- What to do
Transcribe the material verbatim in full; the pictures do not belong in the copy.

- Given information
★ ★ ★ ★ ★ ★ ★

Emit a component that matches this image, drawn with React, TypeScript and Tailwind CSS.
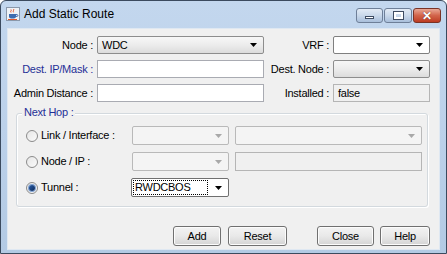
import React from 'react';

type ComboKind = 'glass' | 'white' | 'disabled' | 'focus';

function Arrow({ color = '#000' }: { color?: string }) {
  return (
    <svg width="7" height="4" viewBox="0 0 7 4" className="shrink-0">
      <path d="M0 0h7L3.5 4z" fill={color} />
    </svg>
  );
}

function Combo({ kind, value, className = '' }: { kind: ComboKind; value?: string; className?: string }) {
  const skin: Record<ComboKind, string> = {
    glass: 'border-[#8d8d8d] bg-gradient-to-b from-[#f7f7f7] via-[#ececec] to-[#dcdcdc]',
    white: 'border-[#7f7f7f] bg-white',
    disabled: 'border-[#b9b9b9] bg-[#f4f4f4]',
    focus: 'border-[#6f6f6f] bg-white',
  };
  return (
    <div className={`flex items-center h-full rounded-[2px] border ${skin[kind]} ${className}`}>
      {kind === 'focus' ? (
        <div className="flex-1 h-full p-[1px]">
          <div className="h-full border border-dotted border-black flex items-center pl-[1px] text-black">{value}</div>
        </div>
      ) : (
        <div className="flex-1 pl-[4px] text-black truncate">{value}</div>
      )}
      <div className="w-[19px] flex justify-center">
        <Arrow color={kind === 'disabled' ? '#a8a8a8' : '#000'} />
      </div>
    </div>
  );
}

function Field({ value, disabled }: { value?: string; disabled?: boolean }) {
  return (
    <div
      className={`h-full border flex items-center pl-[4px] ${
        disabled ? 'bg-[#f0f0f0] border-[#b5b5b5]' : 'bg-white border-[#a9abb2]'
      }`}
    >
      {value}
    </div>
  );
}

function Radio({ checked }: { checked?: boolean }) {
  return (
    <div className="w-[12px] h-[12px] rounded-full border border-[#8b8b8b] bg-gradient-to-br from-[#e6e6e6] to-[#fafafa] flex items-center justify-center shrink-0">
      {checked && <div className="w-[6px] h-[6px] rounded-full bg-gradient-to-br from-[#2a5ea8] to-[#0d2a5c] ring-1 ring-[#7fa2d2]" />}
    </div>
  );
}

function Btn({ label, w }: { label: string; w: string }) {
  return (
    <button
      className={`${w} h-[20px] rounded-[3px] border border-[#707070] bg-gradient-to-b from-[#f3f3f3] via-[#e9e9e9] to-[#d4d4d4] text-[11px] text-black flex items-center justify-center shadow-[inset_0_0_0_1px_#fcfcfc]`}
    >
      {label}
    </button>
  );
}

function JavaIcon() {
  return (
    <svg width="14" height="14" viewBox="0 0 14 14">
      <rect x="0.5" y="0.5" width="13" height="13" fill="#eef2f7" stroke="#8a98ab" />
      <path d="M5 2.5c1 1-1 1.5 0 3M7.5 2c1 1.2-1 1.8 0 3.3" stroke="#e2562a" fill="none" strokeWidth="1" />
      <path d="M3 7h7v2.5c0 1.2-1 2-2.2 2H5.2C4 11.5 3 10.7 3 9.5z" fill="#3d6cb0" />
      <path d="M10 7.6h1.2c.9 0 .9 1.8 0 1.8H10" stroke="#3d6cb0" fill="none" />
      <rect x="2" y="12" width="9" height="1" fill="#e2562a" />
    </svg>
  );
}

export default function App() {
  const blue = 'text-[#1f2f97]';
  return (
    <div className="w-[447px] h-[254px] border border-[#3b4a5e] rounded-t-[6px] bg-gradient-to-b from-[#c3d7ee] via-[#bcd1ea] to-[#b3cae4] flex flex-col overflow-hidden font-['Liberation_Sans',Arial,sans-serif] text-[11px] tracking-[-0.25px] text-black">
      {/* title bar */}
      <div className="h-[27px] shrink-0 flex items-start justify-between pl-[5px] pr-[5px]">
        <div className="flex items-center gap-[4px] pt-[6px]">
          <JavaIcon />
          <span className="text-[12px] tracking-normal text-black leading-none">Add Static Route</span>
        </div>
        <div className="flex gap-[1px] pt-[7px]">
          <div className="w-[27px] h-[15px] rounded-[3px] border border-[#6e7f98] bg-gradient-to-b from-[#e3ebf5] via-[#c9d8ea] to-[#a9bfdb] flex items-center justify-center">
            <div className="w-[9px] h-[3px] bg-white border border-[#3e4c62] mt-[4px]" />
          </div>
          <div className="w-[28px] h-[15px] rounded-[3px] border border-[#6e7f98] bg-gradient-to-b from-[#e3ebf5] via-[#c9d8ea] to-[#a9bfdb] flex items-center justify-center">
            <div className="w-[9px] h-[7px] border-2 border-white outline outline-1 outline-[#3e4c62]" />
          </div>
          <div className="w-[28px] h-[15px] rounded-[3px] border border-[#7a3326] bg-gradient-to-b from-[#e8a795] via-[#d2644a] to-[#bd3b22] flex items-center justify-center">
            <span className="text-white font-bold text-[12px] leading-none [text-shadow:0_0_1px_#4a1208]">✕</span>
          </div>
        </div>
      </div>

      {/* client area */}
      <div className="flex-1 mx-[6px] mb-[3px] bg-[#f0f0f0] border border-[#dfe8f2] flex flex-col">
        <div className="grid grid-cols-[89px_167px_69px_97px] auto-rows-[18px] gap-y-[6px] pt-[7px]">
          <div className="text-right pr-[4px] self-center">Node :</div>
          <Combo kind="glass" value="WDC" />
          <div className="text-right pr-[4px] self-center">VRF :</div>
          <Combo kind="white" />

          <div className={`text-right pr-[4px] self-center ${blue}`}>Dest. IP/Mask :</div>
          <Field />
          <div className="text-right pr-[4px] self-center">Dest. Node :</div>
          <Combo kind="glass" />

          <div className="text-right pr-[4px] self-center">Admin Distance :</div>
          <Field />
          <div className="text-right pr-[4px] self-center">Installed :</div>
          <Field value="false" disabled />
        </div>

        {/* Next Hop group */}
        <div className="relative mt-[11px] ml-[8px] w-[412px] h-[94px] rounded-[3px] border border-[#d3d9de] shadow-[inset_1px_1px_0_#ffffff,1px_1px_0_#ffffff]">
          <span className={`absolute -top-[7px] left-[5px] px-[2px] bg-[#f0f0f0] leading-none ${blue}`}>Next Hop :</span>
          <div className="grid grid-cols-[100px_97px_187px] gap-x-[6px] auto-rows-[19px] gap-y-[7px] pl-[9px] pt-[12px]">
            <div className="flex items-center gap-[3px]">
              <Radio />
              <span>Link / Interface :</span>
            </div>
            <Combo kind="disabled" />
            <Combo kind="disabled" />

            <div className="flex items-center gap-[3px]">
              <Radio />
              <span>Node / IP :</span>
            </div>
            <Combo kind="disabled" />
            <Field disabled />

            <div className="flex items-center gap-[3px]">
              <Radio checked />
              <span>Tunnel :</span>
            </div>
            <Combo kind="focus" value="RWDCBOS" className="-ml-[1px] h-[21px]" />
            <div />
          </div>
        </div>

        {/* buttons */}
        <div className="mt-[19px] flex justify-end pr-[9px]">
          <Btn label="Add" w="w-[48px]" />
          <div className="ml-[7px]">
            <Btn label="Reset" w="w-[59px]" />
          </div>
          <div className="ml-[30px]">
            <Btn label="Close" w="w-[57px]" />
          </div>
          <div className="ml-[6px]">
            <Btn label="Help" w="w-[50px]" />
          </div>
        </div>
      </div>
    </div>
  );
}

★ ★ ★ ★ ★ ★ ★

- The completed task
Emit a component that matches this image, drawn with React, TypeScript and Tailwind CSS.
import React from 'react';

type ComboKind = 'glass' | 'white' | 'disabled' | 'focus';

function Arrow({ color = '#000' }: { color?: string }) {
  return (
    <svg width="7" height="4" viewBox="0 0 7 4" className="shrink-0">
      <path d="M0 0h7L3.5 4z" fill={color} />
    </svg>
  );
}

function Combo({ kind, value, className = '' }: { kind: ComboKind; value?: string; className?: string }) {
  const skin: Record<ComboKind, string> = {
    glass: 'border-[#8d8d8d] bg-gradient-to-b from-[#f7f7f7] via-[#ececec] to-[#dcdcdc]',
    white: 'border-[#7f7f7f] bg-white',
    disabled: 'border-[#b9b9b9] bg-[#f4f4f4]',
    focus: 'border-[#6f6f6f] bg-white',
  };
  return (
    <div className={`flex items-center h-full rounded-[2px] border ${skin[kind]} ${className}`}>
      {kind === 'focus' ? (
        <div className="flex-1 h-full p-[1px]">
          <div className="h-full border border-dotted border-black flex items-center pl-[1px] text-black">{value}</div>
        </div>
      ) : (
        <div className="flex-1 pl-[4px] text-black truncate">{value}</div>
      )}
      <div className="w-[19px] flex justify-center">
        <Arrow color={kind === 'disabled' ? '#a8a8a8' : '#000'} />
      </div>
    </div>
  );
}

function Field({ value, disabled }: { value?: string; disabled?: boolean }) {
  return (
    <div
      className={`h-full border flex items-center pl-[4px] ${
        disabled ? 'bg-[#f0f0f0] border-[#b5b5b5]' : 'bg-white border-[#a9abb2]'
      }`}
    >
      {value}
    </div>
  );
}

function Radio({ checked }: { checked?: boolean }) {
  return (
    <div className="w-[12px] h-[12px] rounded-full border border-[#8b8b8b] bg-gradient-to-br from-[#e6e6e6] to-[#fafafa] flex items-center justify-center shrink-0">
      {checked && <div className="w-[6px] h-[6px] rounded-full bg-gradient-to-br from-[#2a5ea8] to-[#0d2a5c] ring-1 ring-[#7fa2d2]" />}
    </div>
  );
}

function Btn({ label, w }: { label: string; w: string }) {
  return (
    <button
      className={`${w} h-[20px] rounded-[3px] border border-[#707070] bg-gradient-to-b from-[#f3f3f3] via-[#e9e9e9] to-[#d4d4d4] text-[11px] text-black flex items-center justify-center shadow-[inset_0_0_0_1px_#fcfcfc]`}
    >
      {label}
    </button>
  );
}

function JavaIcon() {
  return (
    <svg width="14" height="14" viewBox="0 0 14 14">
      <rect x="0.5" y="0.5" width="13" height="13" fill="#eef2f7" stroke="#8a98ab" />
      <path d="M5 2.5c1 1-1 1.5 0 3M7.5 2c1 1.2-1 1.8 0 3.3" stroke="#e2562a" fill="none" strokeWidth="1" />
      <path d="M3 7h7v2.5c0 1.2-1 2-2.2 2H5.2C4 11.5 3 10.7 3 9.5z" fill="#3d6cb0" />
      <path d="M10 7.6h1.2c.9 0 .9 1.8 0 1.8H10" stroke="#3d6cb0" fill="none" />
      <rect x="2" y="12" width="9" height="1" fill="#e2562a" />
    </svg>
  );
}

export default function App() {
  const blue = 'text-[#1f2f97]';
  return (
    <div className="w-[447px] h-[254px] border border-[#3b4a5e] rounded-t-[6px] bg-gradient-to-b from-[#c3d7ee] via-[#bcd1ea] to-[#b3cae4] flex flex-col overflow-hidden font-['Liberation_Sans',Arial,sans-serif] text-[11px] tracking-[-0.25px] text-black">
      {/* title bar */}
      <div className="h-[27px] shrink-0 flex items-start justify-between pl-[5px] pr-[5px]">
        <div className="flex items-center gap-[4px] pt-[6px]">
          <JavaIcon />
          <span className="text-[12px] tracking-normal text-black leading-none">Add Static Route</span>
        </div>
        <div className="flex gap-[1px] pt-[7px]">
          <div className="w-[27px] h-[15px] rounded-[3px] border border-[#6e7f98] bg-gradient-to-b from-[#e3ebf5] via-[#c9d8ea] to-[#a9bfdb] flex items-center justify-center">
            <div className="w-[9px] h-[3px] bg-white border border-[#3e4c62] mt-[4px]" />
          </div>
          <div className="w-[28px] h-[15px] rounded-[3px] border border-[#6e7f98] bg-gradient-to-b from-[#e3ebf5] via-[#c9d8ea] to-[#a9bfdb] flex items-center justify-center">
            <div className="w-[9px] h-[7px] border-2 border-white outline outline-1 outline-[#3e4c62]" />
          </div>
          <div className="w-[28px] h-[15px] rounded-[3px] border border-[#7a3326] bg-gradient-to-b from-[#e8a795] via-[#d2644a] to-[#bd3b22] flex items-center justify-center">
            <span className="text-white font-bold text-[12px] leading-none [text-shadow:0_0_1px_#4a1208]">✕</span>
          </div>
        </div>
      </div>

      {/* client area */}
      <div className="flex-1 mx-[6px] mb-[3px] bg-[#f0f0f0] border border-[#dfe8f2] flex flex-col">
        <div className="grid grid-cols-[89px_167px_69px_97px] auto-rows-[18px] gap-y-[6px] pt-[7px]">
          <div className="text-right pr-[4px] self-center">Node :</div>
          <Combo kind="glass" value="WDC" />
          <div className="text-right pr-[4px] self-center">VRF :</div>
          <Combo kind="white" />

          <div className={`text-right pr-[4px] self-center ${blue}`}>Dest. IP/Mask :</div>
          <Field />
          <div className="text-right pr-[4px] self-center">Dest. Node :</div>
          <Combo kind="glass" />

          <div className="text-right pr-[4px] self-center">Admin Distance :</div>
          <Field />
          <div className="text-right pr-[4px] self-center">Installed :</div>
          <Field value="false" disabled />
        </div>

        {/* Next Hop group */}
        <div className="relative mt-[11px] ml-[8px] w-[412px] h-[94px] rounded-[3px] border border-[#d3d9de] shadow-[inset_1px_1px_0_#ffffff,1px_1px_0_#ffffff]">
          <span className={`absolute -top-[7px] left-[5px] px-[2px] bg-[#f0f0f0] leading-none ${blue}`}>Next Hop :</span>
          <div className="grid grid-cols-[100px_97px_187px] gap-x-[6px] auto-rows-[19px] gap-y-[7px] pl-[9px] pt-[12px]">
            <div className="flex items-center gap-[3px]">
              <Radio />
              <span>Link / Interface :</span>
            </div>
            <Combo kind="disabled" />
            <Combo kind="disabled" />

            <div className="flex items-center gap-[3px]">
              <Radio />
              <span>Node / IP :</span>
            </div>
            <Combo kind="disabled" />
            <Field disabled />

            <div className="flex items-center gap-[3px]">
              <Radio checked />
              <span>Tunnel :</span>
            </div>
            <Combo kind="focus" value="RWDCBOS" className="-ml-[1px] h-[21px]" />
            <div />
          </div>
        </div>

        {/* buttons */}
        <div className="mt-[19px] flex justify-end pr-[9px]">
          <Btn label="Add" w="w-[48px]" />
          <div className="ml-[7px]">
            <Btn label="Reset" w="w-[59px]" />
          </div>
          <div className="ml-[30px]">
            <Btn label="Close" w="w-[57px]" />
          </div>
          <div className="ml-[6px]">
            <Btn label="Help" w="w-[50px]" />
          </div>
        </div>
      </div>
    </div>
  );
}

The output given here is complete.